Direction: Return all the data below as it stands, minus the pictures.

Data block:
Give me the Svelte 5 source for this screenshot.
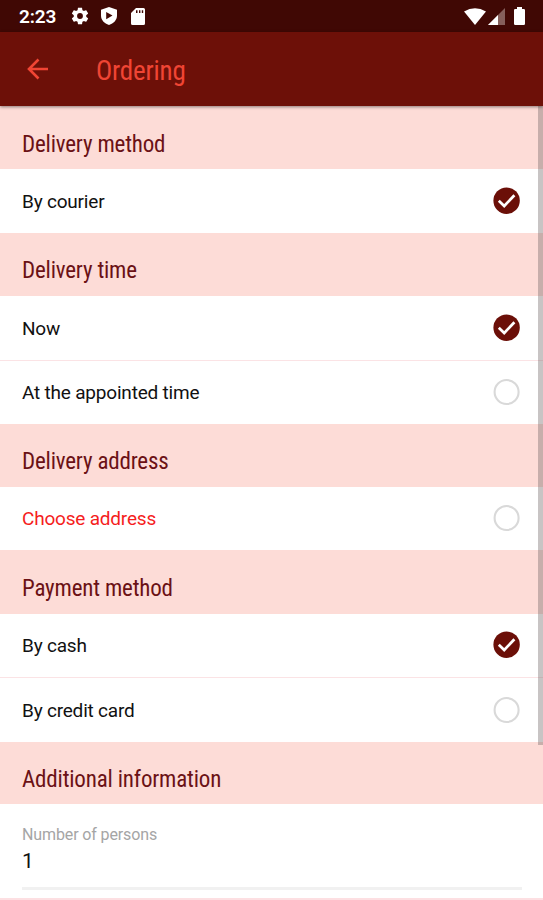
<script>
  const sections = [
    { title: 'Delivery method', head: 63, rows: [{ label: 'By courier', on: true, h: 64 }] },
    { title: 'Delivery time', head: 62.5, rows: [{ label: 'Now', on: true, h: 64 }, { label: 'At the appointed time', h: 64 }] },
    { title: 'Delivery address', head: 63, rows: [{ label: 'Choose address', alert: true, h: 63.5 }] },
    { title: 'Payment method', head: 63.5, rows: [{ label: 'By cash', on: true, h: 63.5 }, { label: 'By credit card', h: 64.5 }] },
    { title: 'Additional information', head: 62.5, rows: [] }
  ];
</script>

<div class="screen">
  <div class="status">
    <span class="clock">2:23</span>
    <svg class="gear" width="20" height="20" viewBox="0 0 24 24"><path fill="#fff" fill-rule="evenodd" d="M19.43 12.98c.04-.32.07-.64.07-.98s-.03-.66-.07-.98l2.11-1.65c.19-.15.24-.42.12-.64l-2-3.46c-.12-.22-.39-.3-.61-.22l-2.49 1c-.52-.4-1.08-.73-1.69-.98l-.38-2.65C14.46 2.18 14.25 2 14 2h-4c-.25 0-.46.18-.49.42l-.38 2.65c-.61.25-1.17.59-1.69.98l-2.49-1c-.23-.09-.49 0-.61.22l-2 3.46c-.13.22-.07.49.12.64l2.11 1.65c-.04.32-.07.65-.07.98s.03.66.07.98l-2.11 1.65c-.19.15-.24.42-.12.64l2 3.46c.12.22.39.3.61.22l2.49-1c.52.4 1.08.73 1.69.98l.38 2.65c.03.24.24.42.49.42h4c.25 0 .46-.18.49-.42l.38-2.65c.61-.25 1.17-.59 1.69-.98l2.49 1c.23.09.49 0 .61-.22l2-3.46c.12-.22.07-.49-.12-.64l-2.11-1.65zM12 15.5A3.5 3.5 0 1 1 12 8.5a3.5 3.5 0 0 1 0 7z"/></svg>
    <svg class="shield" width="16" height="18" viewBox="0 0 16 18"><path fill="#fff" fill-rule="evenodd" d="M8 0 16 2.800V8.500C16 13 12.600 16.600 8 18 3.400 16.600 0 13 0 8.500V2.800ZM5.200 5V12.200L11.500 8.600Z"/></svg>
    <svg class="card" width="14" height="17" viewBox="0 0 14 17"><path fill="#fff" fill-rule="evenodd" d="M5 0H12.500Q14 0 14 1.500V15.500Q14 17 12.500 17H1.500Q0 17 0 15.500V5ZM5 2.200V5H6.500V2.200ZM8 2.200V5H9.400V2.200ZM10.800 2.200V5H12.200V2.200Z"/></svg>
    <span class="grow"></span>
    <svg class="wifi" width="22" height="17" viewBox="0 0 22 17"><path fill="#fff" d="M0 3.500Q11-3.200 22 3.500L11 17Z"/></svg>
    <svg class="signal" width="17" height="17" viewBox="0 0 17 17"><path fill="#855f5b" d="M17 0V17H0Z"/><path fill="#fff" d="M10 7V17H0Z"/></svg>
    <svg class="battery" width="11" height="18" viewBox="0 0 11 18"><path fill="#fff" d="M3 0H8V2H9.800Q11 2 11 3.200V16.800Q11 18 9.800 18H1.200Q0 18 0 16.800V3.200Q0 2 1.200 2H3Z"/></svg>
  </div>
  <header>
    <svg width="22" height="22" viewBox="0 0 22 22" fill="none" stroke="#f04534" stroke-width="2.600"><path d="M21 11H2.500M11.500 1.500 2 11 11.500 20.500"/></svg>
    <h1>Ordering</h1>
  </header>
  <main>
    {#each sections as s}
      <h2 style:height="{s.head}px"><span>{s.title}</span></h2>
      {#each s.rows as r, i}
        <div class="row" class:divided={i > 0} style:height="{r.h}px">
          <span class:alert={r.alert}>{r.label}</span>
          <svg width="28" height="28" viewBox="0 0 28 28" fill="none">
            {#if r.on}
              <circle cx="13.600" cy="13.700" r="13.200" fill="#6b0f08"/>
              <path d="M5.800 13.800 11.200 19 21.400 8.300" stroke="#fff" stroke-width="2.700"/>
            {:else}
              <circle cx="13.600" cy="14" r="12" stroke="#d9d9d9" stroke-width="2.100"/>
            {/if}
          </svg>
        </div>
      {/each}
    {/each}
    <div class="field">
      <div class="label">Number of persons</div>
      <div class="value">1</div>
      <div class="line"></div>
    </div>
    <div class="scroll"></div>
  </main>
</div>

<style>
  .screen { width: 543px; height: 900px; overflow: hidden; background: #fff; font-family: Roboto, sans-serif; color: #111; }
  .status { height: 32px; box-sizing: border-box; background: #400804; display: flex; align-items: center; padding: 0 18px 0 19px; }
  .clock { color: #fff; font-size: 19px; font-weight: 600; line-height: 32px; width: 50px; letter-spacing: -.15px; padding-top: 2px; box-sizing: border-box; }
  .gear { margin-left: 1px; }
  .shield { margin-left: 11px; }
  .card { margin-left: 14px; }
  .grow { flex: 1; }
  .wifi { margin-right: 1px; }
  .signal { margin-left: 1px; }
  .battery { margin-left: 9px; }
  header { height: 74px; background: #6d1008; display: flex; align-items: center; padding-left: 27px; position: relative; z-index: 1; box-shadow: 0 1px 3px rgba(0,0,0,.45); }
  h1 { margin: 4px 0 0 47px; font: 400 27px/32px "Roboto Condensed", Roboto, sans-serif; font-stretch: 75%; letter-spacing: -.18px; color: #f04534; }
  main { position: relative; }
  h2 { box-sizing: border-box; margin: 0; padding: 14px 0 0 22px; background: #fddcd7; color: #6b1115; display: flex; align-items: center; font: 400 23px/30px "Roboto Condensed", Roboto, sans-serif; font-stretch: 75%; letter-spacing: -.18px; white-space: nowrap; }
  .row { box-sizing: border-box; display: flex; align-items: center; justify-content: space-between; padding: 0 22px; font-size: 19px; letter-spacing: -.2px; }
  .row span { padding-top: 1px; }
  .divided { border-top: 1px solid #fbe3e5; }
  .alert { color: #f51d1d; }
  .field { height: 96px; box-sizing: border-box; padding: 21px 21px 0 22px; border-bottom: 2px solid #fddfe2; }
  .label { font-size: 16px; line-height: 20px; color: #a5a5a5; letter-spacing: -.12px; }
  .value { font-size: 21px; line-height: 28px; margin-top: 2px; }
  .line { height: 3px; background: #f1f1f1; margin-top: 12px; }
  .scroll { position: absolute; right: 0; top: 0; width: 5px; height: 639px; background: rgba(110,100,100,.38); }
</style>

Expected output:
Give me the Svelte 5 source for this screenshot.
<script>
  const sections = [
    { title: 'Delivery method', head: 63, rows: [{ label: 'By courier', on: true, h: 64 }] },
    { title: 'Delivery time', head: 62.5, rows: [{ label: 'Now', on: true, h: 64 }, { label: 'At the appointed time', h: 64 }] },
    { title: 'Delivery address', head: 63, rows: [{ label: 'Choose address', alert: true, h: 63.5 }] },
    { title: 'Payment method', head: 63.5, rows: [{ label: 'By cash', on: true, h: 63.5 }, { label: 'By credit card', h: 64.5 }] },
    { title: 'Additional information', head: 62.5, rows: [] }
  ];
</script>

<div class="screen">
  <div class="status">
    <span class="clock">2:23</span>
    <svg class="gear" width="20" height="20" viewBox="0 0 24 24"><path fill="#fff" fill-rule="evenodd" d="M19.43 12.98c.04-.32.07-.64.07-.98s-.03-.66-.07-.98l2.11-1.65c.19-.15.24-.42.12-.64l-2-3.46c-.12-.22-.39-.3-.61-.22l-2.49 1c-.52-.4-1.08-.73-1.69-.98l-.38-2.65C14.46 2.18 14.25 2 14 2h-4c-.25 0-.46.18-.49.42l-.38 2.65c-.61.25-1.17.59-1.69.98l-2.49-1c-.23-.09-.49 0-.61.22l-2 3.46c-.13.22-.07.49.12.64l2.11 1.65c-.04.32-.07.65-.07.98s.03.66.07.98l-2.11 1.65c-.19.15-.24.42-.12.64l2 3.46c.12.22.39.3.61.22l2.49-1c.52.4 1.08.73 1.69.98l.38 2.65c.03.24.24.42.49.42h4c.25 0 .46-.18.49-.42l.38-2.65c.61-.25 1.17-.59 1.69-.98l2.49 1c.23.09.49 0 .61-.22l2-3.46c.12-.22.07-.49-.12-.64l-2.11-1.65zM12 15.5A3.5 3.5 0 1 1 12 8.5a3.5 3.5 0 0 1 0 7z"/></svg>
    <svg class="shield" width="16" height="18" viewBox="0 0 16 18"><path fill="#fff" fill-rule="evenodd" d="M8 0 16 2.800V8.500C16 13 12.600 16.600 8 18 3.400 16.600 0 13 0 8.500V2.800ZM5.200 5V12.200L11.500 8.600Z"/></svg>
    <svg class="card" width="14" height="17" viewBox="0 0 14 17"><path fill="#fff" fill-rule="evenodd" d="M5 0H12.500Q14 0 14 1.500V15.500Q14 17 12.500 17H1.500Q0 17 0 15.500V5ZM5 2.200V5H6.500V2.200ZM8 2.200V5H9.400V2.200ZM10.800 2.200V5H12.200V2.200Z"/></svg>
    <span class="grow"></span>
    <svg class="wifi" width="22" height="17" viewBox="0 0 22 17"><path fill="#fff" d="M0 3.500Q11-3.200 22 3.500L11 17Z"/></svg>
    <svg class="signal" width="17" height="17" viewBox="0 0 17 17"><path fill="#855f5b" d="M17 0V17H0Z"/><path fill="#fff" d="M10 7V17H0Z"/></svg>
    <svg class="battery" width="11" height="18" viewBox="0 0 11 18"><path fill="#fff" d="M3 0H8V2H9.800Q11 2 11 3.200V16.800Q11 18 9.800 18H1.200Q0 18 0 16.800V3.200Q0 2 1.200 2H3Z"/></svg>
  </div>
  <header>
    <svg width="22" height="22" viewBox="0 0 22 22" fill="none" stroke="#f04534" stroke-width="2.600"><path d="M21 11H2.500M11.500 1.500 2 11 11.500 20.500"/></svg>
    <h1>Ordering</h1>
  </header>
  <main>
    {#each sections as s}
      <h2 style:height="{s.head}px"><span>{s.title}</span></h2>
      {#each s.rows as r, i}
        <div class="row" class:divided={i > 0} style:height="{r.h}px">
          <span class:alert={r.alert}>{r.label}</span>
          <svg width="28" height="28" viewBox="0 0 28 28" fill="none">
            {#if r.on}
              <circle cx="13.600" cy="13.700" r="13.200" fill="#6b0f08"/>
              <path d="M5.800 13.800 11.200 19 21.400 8.300" stroke="#fff" stroke-width="2.700"/>
            {:else}
              <circle cx="13.600" cy="14" r="12" stroke="#d9d9d9" stroke-width="2.100"/>
            {/if}
          </svg>
        </div>
      {/each}
    {/each}
    <div class="field">
      <div class="label">Number of persons</div>
      <div class="value">1</div>
      <div class="line"></div>
    </div>
    <div class="scroll"></div>
  </main>
</div>

<style>
  .screen { width: 543px; height: 900px; overflow: hidden; background: #fff; font-family: Roboto, sans-serif; color: #111; }
  .status { height: 32px; box-sizing: border-box; background: #400804; display: flex; align-items: center; padding: 0 18px 0 19px; }
  .clock { color: #fff; font-size: 19px; font-weight: 600; line-height: 32px; width: 50px; letter-spacing: -.15px; padding-top: 2px; box-sizing: border-box; }
  .gear { margin-left: 1px; }
  .shield { margin-left: 11px; }
  .card { margin-left: 14px; }
  .grow { flex: 1; }
  .wifi { margin-right: 1px; }
  .signal { margin-left: 1px; }
  .battery { margin-left: 9px; }
  header { height: 74px; background: #6d1008; display: flex; align-items: center; padding-left: 27px; position: relative; z-index: 1; box-shadow: 0 1px 3px rgba(0,0,0,.45); }
  h1 { margin: 4px 0 0 47px; font: 400 27px/32px "Roboto Condensed", Roboto, sans-serif; font-stretch: 75%; letter-spacing: -.18px; color: #f04534; }
  main { position: relative; }
  h2 { box-sizing: border-box; margin: 0; padding: 14px 0 0 22px; background: #fddcd7; color: #6b1115; display: flex; align-items: center; font: 400 23px/30px "Roboto Condensed", Roboto, sans-serif; font-stretch: 75%; letter-spacing: -.18px; white-space: nowrap; }
  .row { box-sizing: border-box; display: flex; align-items: center; justify-content: space-between; padding: 0 22px; font-size: 19px; letter-spacing: -.2px; }
  .row span { padding-top: 1px; }
  .divided { border-top: 1px solid #fbe3e5; }
  .alert { color: #f51d1d; }
  .field { height: 96px; box-sizing: border-box; padding: 21px 21px 0 22px; border-bottom: 2px solid #fddfe2; }
  .label { font-size: 16px; line-height: 20px; color: #a5a5a5; letter-spacing: -.12px; }
  .value { font-size: 21px; line-height: 28px; margin-top: 2px; }
  .line { height: 3px; background: #f1f1f1; margin-top: 12px; }
  .scroll { position: absolute; right: 0; top: 0; width: 5px; height: 639px; background: rgba(110,100,100,.38); }
</style>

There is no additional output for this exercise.